35 Japanese held in phone scam probe
CHINESE authorities have detained 35 Japanese nationals in the southeastern province of Fujian for alleged fraud, the Japanese foreign ministry said yesterday, in what could turn out to be one of the worst cases of telephone scams targeting the elderly.
Phone-based fraud is widespread in Japan, with a caller, usually posing as a child or grandchild in need of cash, asking an elderly person to make a bank transfer or give money to a friend or colleague.
“We were informed that local authorities notified the Japanese consulate-general in Guangzhou on July 3 that they had taken 35 Japanese nationals into criminal custody on suspicion of fraud,” a Japanese foreign ministry official, who asked not to be identified, told reporters. The official declined to give further details because the investigation was being conducted by Chinese authorities.
In Beijing, foreign ministry spokesman Geng Shuang said China had informed Japan about the detentions on June 30. He gave no other details.

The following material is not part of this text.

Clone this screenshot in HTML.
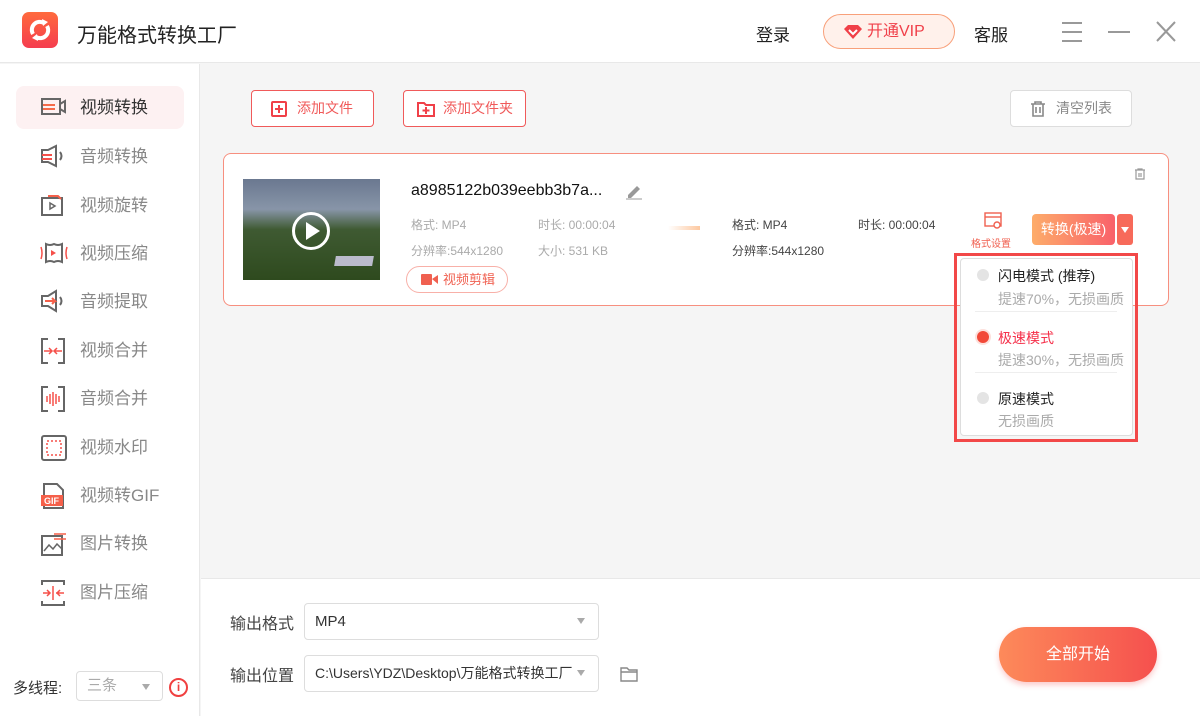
<!DOCTYPE html>
<html><head><meta charset="utf-8"><style>
*{margin:0;padding:0;box-sizing:border-box}
body{width:1200px;height:716px;overflow:hidden;background:#f5f5f5;font-family:"Liberation Sans","Noto Sans CJK SC",sans-serif;position:relative;color:#333}
.a{position:absolute}
.hdr{left:0;top:0;width:1200px;height:63px;background:#fff;border-bottom:1px solid #e8e8e8}
.side{left:0;top:64px;width:200px;height:652px;background:#fff;border-right:1px solid #e8e8e8}
.it{position:absolute;left:16px;width:168px;height:43px;font-size:17px;color:#888;line-height:43px;padding-left:64px}
.it svg{position:absolute;left:24px;top:9px}
.btn{position:absolute;height:37px;border:1px solid #f05a5a;border-radius:4px;background:#fff;color:#f05a5a;font-size:14px;line-height:35px}
.g{color:#aaa;font-size:12px}
.sel{position:absolute;background:#fff;border:1px solid #ddd;border-radius:4px;font-size:15px;line-height:35px;padding-left:10px;color:#333}
.tri{position:absolute;width:0;height:0;border-left:4px solid transparent;border-right:4px solid transparent;border-top:6px solid #aaa}
</style></head><body>
<div class="a hdr"></div>
<div class="a" style="left:22px;top:12px;width:36px;height:36px;border-radius:7px;background:linear-gradient(#ff6a3d,#f53d4f)">
<svg width="36" height="36" viewBox="0 0 36 36"><path d="M11 22a8 8 0 0 1 11-11" fill="none" stroke="#fff" stroke-width="4"/><path d="M25 14a8 8 0 0 1-11 11" fill="none" stroke="#fff" stroke-width="4"/><path d="M20 7l6 3-5 4z M16 29l-6-3 5-4z" fill="#fff"/></svg></div>
<div class="a" style="left:77px;top:19px;font-size:20px;color:#222">万能格式转换工厂</div>
<div class="a" style="left:756px;top:21px;font-size:17px;color:#222">登录</div>
<div class="a" style="left:823px;top:14px;width:132px;height:35px;border:1px solid #f8a07a;border-radius:18px;background:#fff1eb;color:#f0404a;font-size:16px;line-height:33px;padding-left:43px">开通VIP
<svg class="a" style="left:20px;top:10px" width="18" height="14" viewBox="0 0 18 14"><path d="M0 4L4 0h10l4 4-9 10z" fill="#f04048"/><path d="M5 5l4 4 4-4" stroke="#fff" stroke-width="2" fill="none"/></svg></div>
<div class="a" style="left:974px;top:21px;font-size:17px;color:#222">客服</div>
<svg class="a" style="left:1060px;top:20px" width="120" height="24"><path d="M2 3h20M2 12h20M2 21h20" stroke="#999" stroke-width="2"/><path d="M48 12h22" stroke="#999" stroke-width="2"/><path d="M97 2l18 19M115 2L97 21" stroke="#999" stroke-width="2"/></svg>

<div class="a side"></div>
<div class="it" style="top:86px;background:#fdf1f2;border-radius:8px;color:#333">视频转换<svg width="28" height="24"><rect x="2" y="4" width="18" height="15" fill="none" stroke="#666" stroke-width="2"/><path d="M20 9l5-3v11l-5-3" fill="none" stroke="#666" stroke-width="2"/><path d="M3 10h12M3 14h12" stroke="#f56b4a" stroke-width="2"/></svg></div>
<div class="it" style="top:135px">音频转换<svg width="28" height="24"><path d="M2 6h6l8-4v20l-8-4H2z" fill="none" stroke="#666" stroke-width="2"/><path d="M2 11h10M2 15h10" stroke="#f5504a" stroke-width="2"/><path d="M20 8q3 4 0 8" stroke="#666" stroke-width="2" fill="none"/></svg></div>
<div class="it" style="top:184px">视频旋转<svg width="28" height="24"><rect x="2" y="5" width="20" height="17" fill="none" stroke="#666" stroke-width="2"/><path d="M10 10l5 3-5 3z" fill="none" stroke="#666" stroke-width="1.5"/><path d="M8 3h10l3 3" stroke="#f5604a" stroke-width="2" fill="none"/></svg></div>
<div class="it" style="top:232px">视频压缩<svg width="28" height="24"><path d="M6 3q4 2 8 0q4 2 8 0v18q-4-2-8 0q-4-2-8 0z" fill="none" stroke="#666" stroke-width="2"/><path d="M11 9l5 3-5 3z" fill="#f5504a"/><path d="M1 6q2 6 0 12M27 6q-2 6 0 12" stroke="#f5504a" stroke-width="1.5" fill="none"/></svg></div>
<div class="it" style="top:280px">音频提取<svg width="28" height="24"><path d="M2 7h6l8-5v20l-8-5H2z" fill="none" stroke="#666" stroke-width="2"/><path d="M5 12h10l-3-3M15 12l-3 3" stroke="#f5604a" stroke-width="2" fill="none"/><path d="M20 8q3 4 0 8" stroke="#666" stroke-width="2" fill="none"/></svg></div>
<div class="it" style="top:329px">视频合并<svg width="28" height="26"><path d="M8 1H2v24h6M18 1h6v24h-6" fill="none" stroke="#666" stroke-width="2"/><path d="M4 13h7M15 13h7M9 10l3 3-3 3M17 10l-3 3 3 3" stroke="#f5504a" stroke-width="1.5" fill="none"/></svg></div>
<div class="it" style="top:377px">音频合并<svg width="28" height="26"><path d="M8 1H2v24h6M18 1h6v24h-6" fill="none" stroke="#666" stroke-width="2"/><path d="M7 10v6M10 8v10M13 6v14M16 8v10M19 10v6" stroke="#f5504a" stroke-width="1.5"/></svg></div>
<div class="it" style="top:426px">视频水印<svg width="28" height="26"><rect x="2" y="1" width="24" height="24" rx="2" fill="none" stroke="#666" stroke-width="2"/><rect x="7" y="6" width="14" height="14" fill="none" stroke="#f5504a" stroke-width="1.5" stroke-dasharray="2 2"/></svg></div>
<div class="it" style="top:474px">视频转GIF<svg width="28" height="26"><path d="M4 1h13l6 6v18H4z" fill="none" stroke="#666" stroke-width="2"/><rect x="1" y="12" width="22" height="11" fill="#f5604a"/><text x="4" y="21" font-size="9" fill="#fff" font-family="Liberation Sans" font-weight="bold">GIF</text></svg></div>
<div class="it" style="top:522px">图片转换<svg width="28" height="26"><rect x="2" y="5" width="20" height="19" fill="none" stroke="#666" stroke-width="2"/><path d="M4 20l5-6 4 4 4-5 5 5" stroke="#666" stroke-width="1.5" fill="none"/><path d="M14 3h12M14 8h12" stroke="#f5604a" stroke-width="1.5"/></svg></div>
<div class="it" style="top:571px">图片压缩<svg width="28" height="26"><path d="M2 5V1h22v4M2 21v4h22v-4" fill="none" stroke="#666" stroke-width="2"/><path d="M13 6v14M3 13h7M16 13h8M7 10l3 3-3 3M20 10l-3 3 3 3" stroke="#f5504a" stroke-width="1.5" fill="none"/></svg></div>
<div class="a" style="left:13px;top:677px;font-size:15px;color:#333">多线程:</div>
<div class="sel" style="left:76px;top:671px;width:87px;height:30px;line-height:28px;color:#aaa;font-size:15px">三条</div>
<div class="tri" style="left:142px;top:684px"></div>
<div class="a" style="left:169px;top:678px;width:19px;height:19px;border:2px solid #f04040;border-radius:50%;color:#f04040;font-size:12px;text-align:center;line-height:15px;font-weight:bold">i</div>

<div class="btn" style="left:251px;top:90px;width:123px;padding-left:45px">添加文件<svg class="a" style="left:19px;top:10px" width="16" height="16"><rect x="1" y="1" width="14" height="14" rx="1" fill="none" stroke="#f04048" stroke-width="2"/><path d="M8 4v8M4 8h8" stroke="#f04048" stroke-width="2"/></svg></div>
<div class="btn" style="left:403px;top:90px;width:123px;padding-left:39px">添加文件夹<svg class="a" style="left:13px;top:10px" width="18" height="16"><path d="M1 2h6l2 2h8v11H1z" fill="none" stroke="#f04048" stroke-width="2"/><path d="M9 6v7M5.5 9.5h7" stroke="#f04048" stroke-width="2"/></svg></div>
<div class="btn" style="left:1010px;top:90px;width:122px;border-color:#ddd;color:#888;padding-left:45px">清空列表<svg class="a" style="left:19px;top:10px" width="16" height="16"><path d="M1 3h14M5 3V1h6v2M3 3v12h10V3M6 6v6M10 6v6" stroke="#888" stroke-width="1.6" fill="none"/></svg></div>

<div class="a" style="left:223px;top:153px;width:946px;height:153px;background:#fff;border:1px solid #f78f7f;border-radius:8px"></div>
<div class="a" style="left:243px;top:179px;width:137px;height:101px;background:linear-gradient(#6a7890 0%,#8895a8 30%,#3f5a32 50%,#2e4a1e 100%)"></div>
<div class="a" style="left:292px;top:212px;width:38px;height:38px;border:3px solid #fff;border-radius:50%"></div>
<svg class="a" style="left:304px;top:221px" width="18" height="20"><path d="M2 1l14 9-14 9z" fill="#fff"/></svg>
<div class="a" style="left:335px;top:256px;width:38px;height:10px;background:#bbc;transform:skewX(-10deg)"></div>
<div class="a" style="left:411px;top:182px;font-size:16px;color:#111">a8985122b039eebb3b7a...</div>
<svg class="a" style="left:625px;top:183px" width="18" height="17"><path d="M3 12l9-9 3 3-9 9H3z" fill="#999"/><path d="M1 16h16" stroke="#999"/></svg>
<div class="a g" style="left:411px;top:216px">格式: MP4</div>
<div class="a g" style="left:538px;top:216px">时长: 00:00:04</div>
<div class="a g" style="left:411px;top:242px">分辨率:544x1280</div>
<div class="a g" style="left:538px;top:242px">大小: 531 KB</div>
<div class="a" style="left:406px;top:266px;width:102px;height:27px;border:1px solid #f8b0a8;border-radius:14px;color:#f06050;font-size:13px;line-height:25px;padding-left:36px">视频剪辑
<svg class="a" style="left:14px;top:6px" width="17" height="13"><rect x="0" y="1" width="11" height="11" rx="1" fill="#f06050"/><path d="M11 6l6-4v9z" fill="#f06050"/></svg></div>
<div class="a" style="left:668px;top:226px;width:32px;height:4px;background:linear-gradient(90deg,#fff,#fdc8a0)"></div>
<div class="a g" style="left:732px;top:216px;color:#444">格式: MP4</div>
<div class="a g" style="left:858px;top:216px;color:#444">时长: 00:00:04</div>
<div class="a g" style="left:732px;top:242px;color:#444">分辨率:544x1280</div>
<svg class="a" style="left:1134px;top:168px" width="12" height="12"><path d="M1 2h10M4 2V1h4v1M2 2v9h8V2M5 5v4M7 5v4" stroke="#999" stroke-width="1.2" fill="none"/></svg>
<svg class="a" style="left:984px;top:212px" width="18" height="18"><rect x="1" y="1" width="16" height="13" fill="none" stroke="#f06050" stroke-width="1.4"/><path d="M1 5h16" stroke="#f06050" stroke-width="1.4"/><circle cx="13" cy="13" r="3" fill="#fff" stroke="#f06050" stroke-width="1.4"/></svg>
<div class="a" style="left:971px;top:235px;font-size:10px;color:#f06050">格式设置</div>
<div class="a" style="left:1032px;top:214px;width:83px;height:31px;border-radius:4px;background:linear-gradient(90deg,#fdac6a,#f9616a);color:#fff;font-size:14px;line-height:31px;text-align:center">转换(极速)</div>
<div class="a" style="left:1117px;top:214px;width:16px;height:31px;border-radius:3px;background:#f76a5a"></div>
<div class="a" style="left:1121px;top:227px;border-left:4px solid transparent;border-right:4px solid transparent;border-top:6px solid #fff;width:0"></div>

<div class="a" style="left:954px;top:253px;width:184px;height:189px;border:3px solid #f24848"></div>
<div class="a" style="left:960px;top:258px;width:173px;height:178px;background:#fff;border:1px solid #ddd;border-radius:4px"></div>
<div class="a" style="left:977px;top:269px;width:12px;height:12px;border-radius:50%;background:#e4e4e4"></div>
<div class="a" style="left:998px;top:266px;font-size:14px;color:#222">闪电模式 (推荐)</div>
<div class="a" style="left:998px;top:289px;font-size:14px;color:#aaa">提速70%，无损画质</div>
<div class="a" style="left:975px;top:311px;width:142px;height:1px;background:#eee"></div>
<div class="a" style="left:977px;top:331px;width:12px;height:12px;border-radius:50%;background:#f24838;box-shadow:0 0 0 2px #fde0dc"></div>
<div class="a" style="left:998px;top:328px;font-size:14px;color:#f5304a">极速模式</div>
<div class="a" style="left:998px;top:350px;font-size:14px;color:#aaa">提速30%，无损画质</div>
<div class="a" style="left:975px;top:372px;width:142px;height:1px;background:#eee"></div>
<div class="a" style="left:977px;top:392px;width:12px;height:12px;border-radius:50%;background:#e4e4e4"></div>
<div class="a" style="left:998px;top:389px;font-size:14px;color:#222">原速模式</div>
<div class="a" style="left:998px;top:411px;font-size:14px;color:#aaa">无损画质</div>

<div class="a" style="left:201px;top:578px;width:999px;height:138px;background:#fff;border-top:1px solid #e8e8e8"></div>
<div class="a" style="left:230px;top:610px;font-size:16px;color:#444">输出格式</div>
<div class="sel" style="left:304px;top:603px;width:295px;height:37px">MP4</div>
<div class="tri" style="left:577px;top:618px"></div>
<div class="a" style="left:230px;top:662px;font-size:16px;color:#444">输出位置</div>
<div class="sel" style="left:304px;top:655px;width:295px;height:37px;font-size:14px;overflow:hidden;white-space:nowrap;padding-right:22px">C:\Users\YDZ\Desktop\万能格式转换工厂</div>
<div class="tri" style="left:577px;top:670px"></div>
<svg class="a" style="left:620px;top:666px" width="18" height="16"><path d="M1 2h6l2 2h8v11H1z M1 6h16" fill="none" stroke="#888" stroke-width="1.4"/></svg>
<div class="a" style="left:999px;top:627px;width:158px;height:55px;border-radius:28px;background:linear-gradient(90deg,#fd8a5a,#f5504e);color:#fff;font-size:16px;line-height:55px;text-align:center;box-shadow:0 3px 6px rgba(245,80,78,.3)">全部开始</div>
</body></html>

The Nikkei business daily said the Japanese were accused of involvement in scams targeting residents of Chiba prefecture east of Tokyo.
The group is the largest Japanese telephone fraud group discovered to be operating in China so far, in terms of the numbers detained, the Nikkei said.
Such groups have increasingly been making calls from China in recent years to evade crackdowns by Japanese authorities, the paper added.
The detained Japanese are alleged to have played the role of callers in the fraud, it said, adding that it was up to Chinese authorities to decide whether to hand them over to Japan.